The content analysis element of the 2007 Annual Report on the State of the News Media was designed to try to sort through the many different kinds of sites that offer news information. What do some sites emphasize over other things? Are there common tendencies? The creation of the study and the analysis of the findings was a multi-step process.

Sample Design and Web Site Capture

To assess the range of news Web sites available, we selected 38 different Web sites that provide such information.
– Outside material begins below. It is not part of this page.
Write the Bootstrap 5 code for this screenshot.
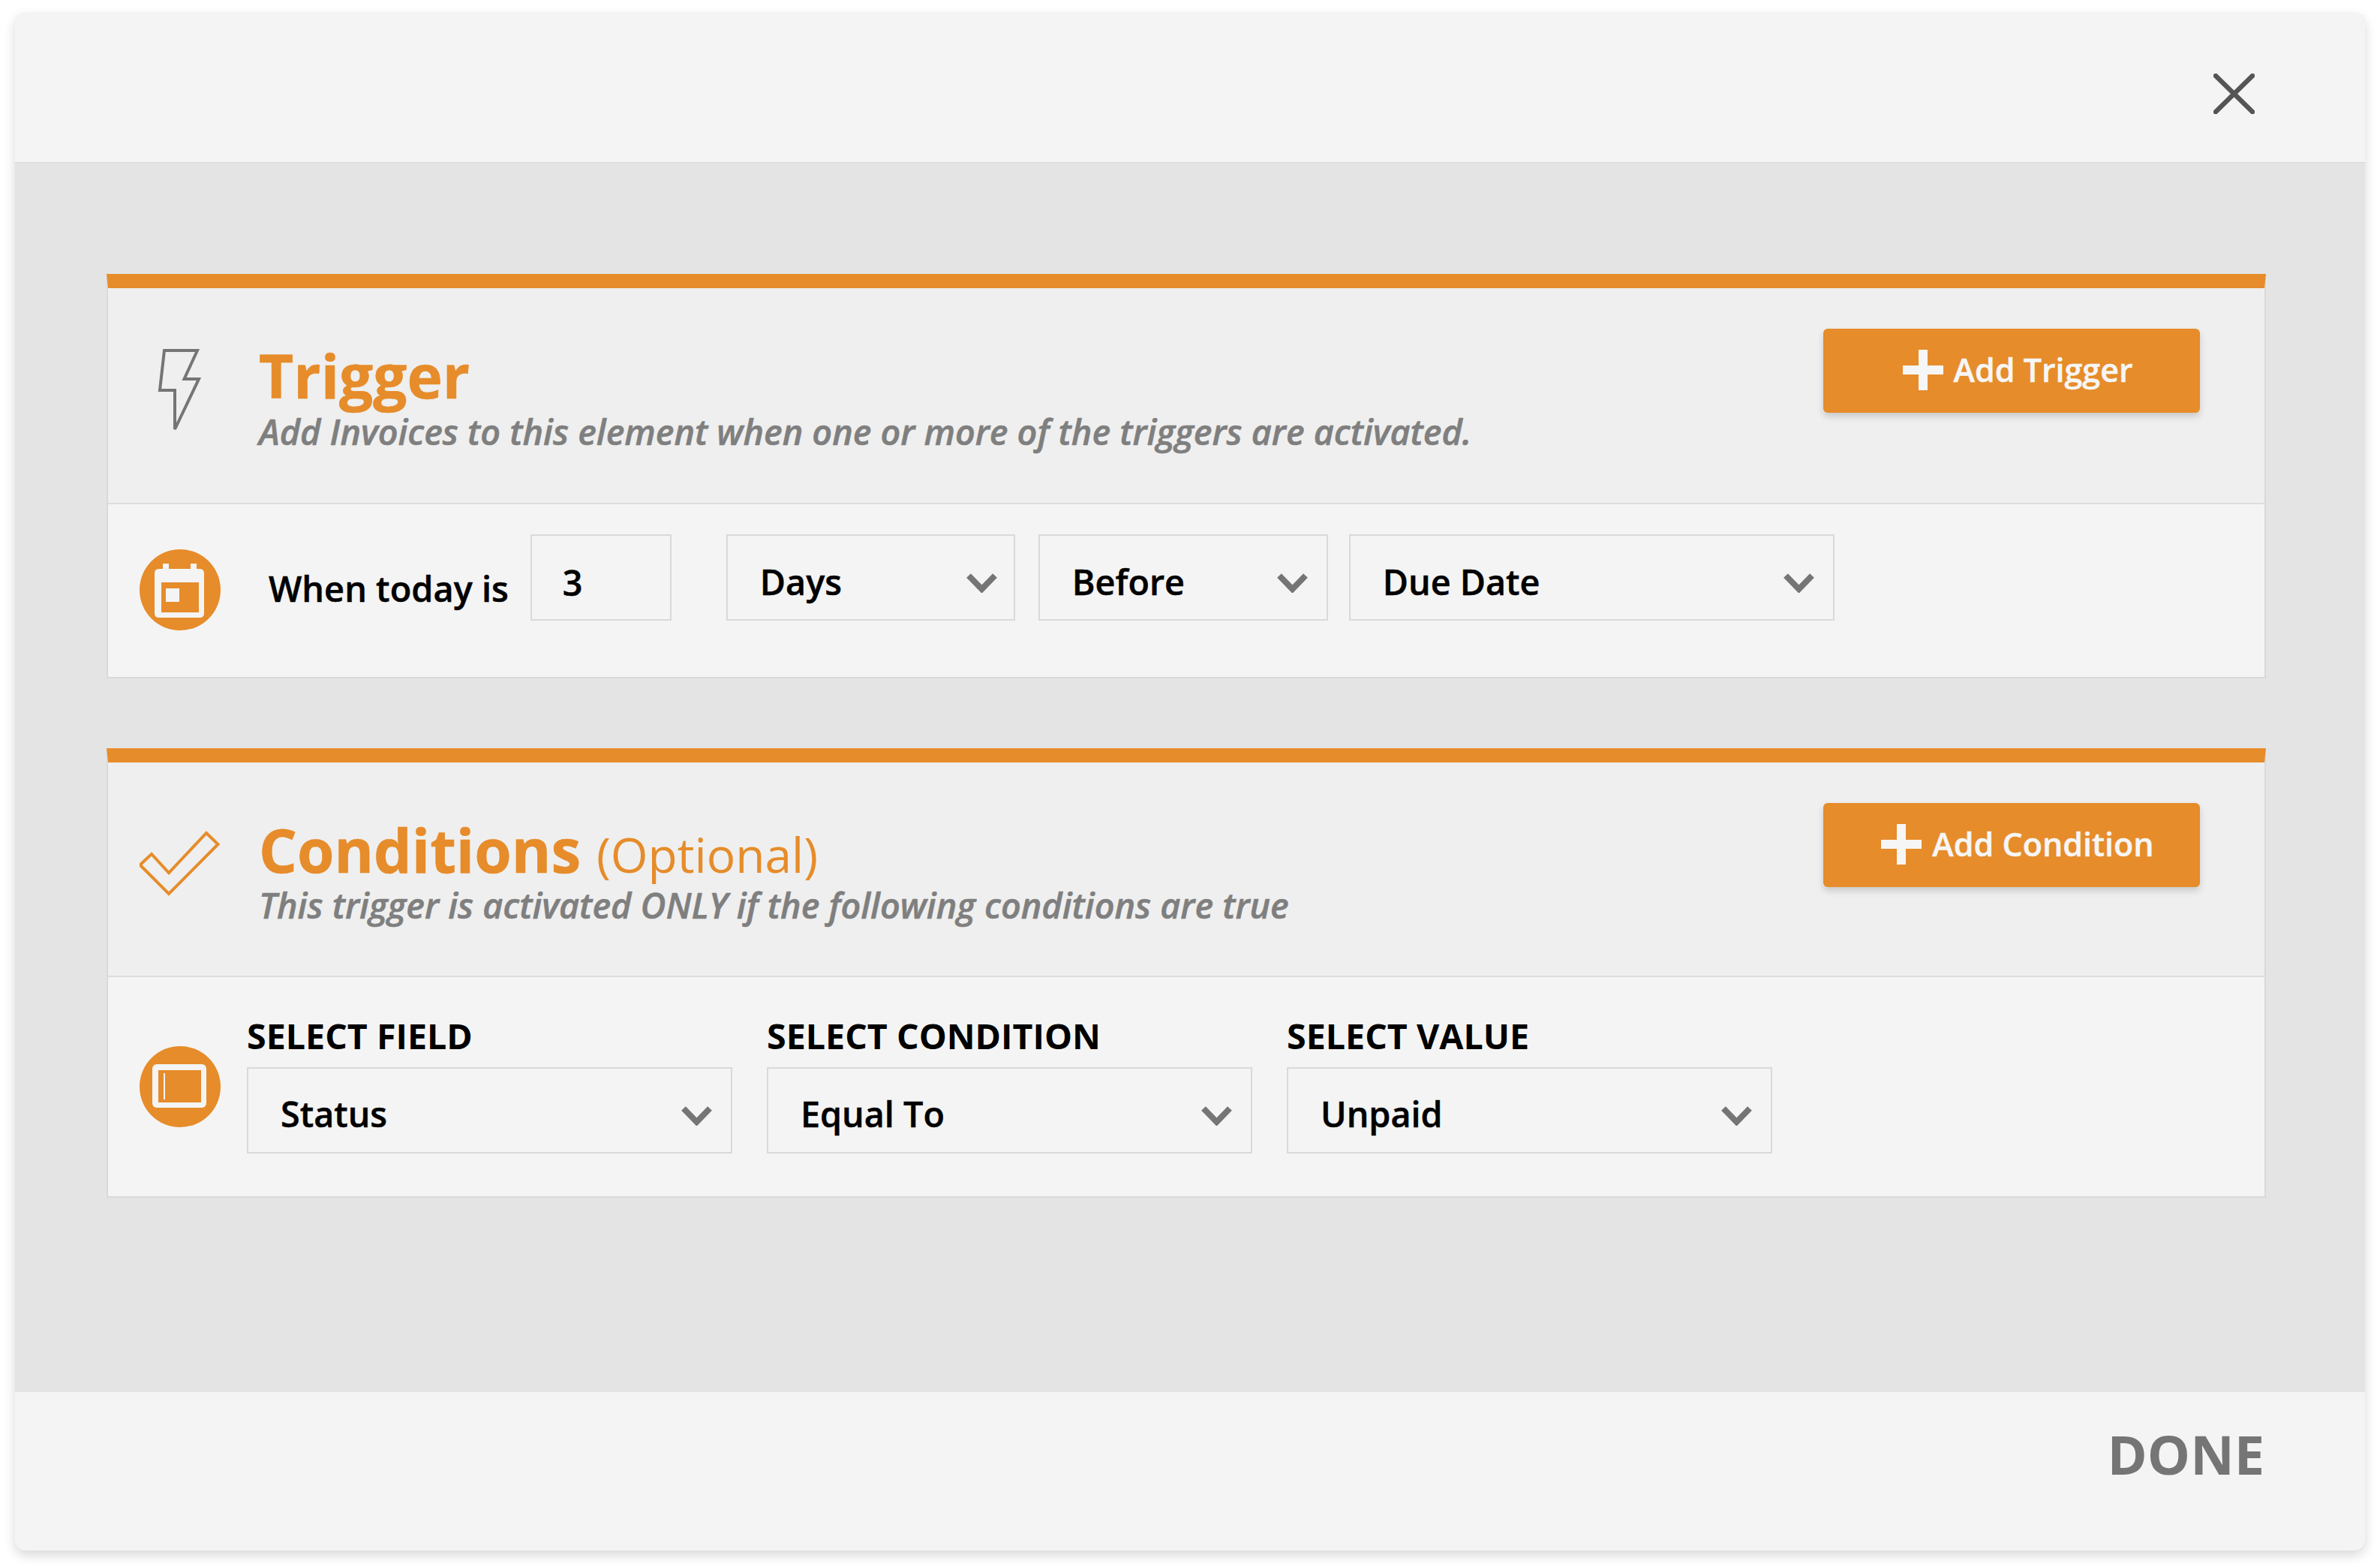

The sites were initially drawn from the seven media sectors that PEJ analyzes in each annual report:

  • Newspaper (9 sites from a mix of national, regional and local papers)
  • Cable news (3 sites)
  • Network News (3 sites, commercial and public; NBC’s online identity is merged with that of MSNBC)
  • Local TV (2 sites)
  • Radio (2 sites, one national network and one local)
  • Weekly news magazine (3 sites)
  • Online-only news sites (10 sites ranging from aggregators to citizen-based sites to online magazines)
  • Online blogs (4)

In addition, we included one foreign broadcast site (BBC News) and the site of one wire service. (Due to the language barrier, Ethnic, non-English language Web sites were not included in the study.)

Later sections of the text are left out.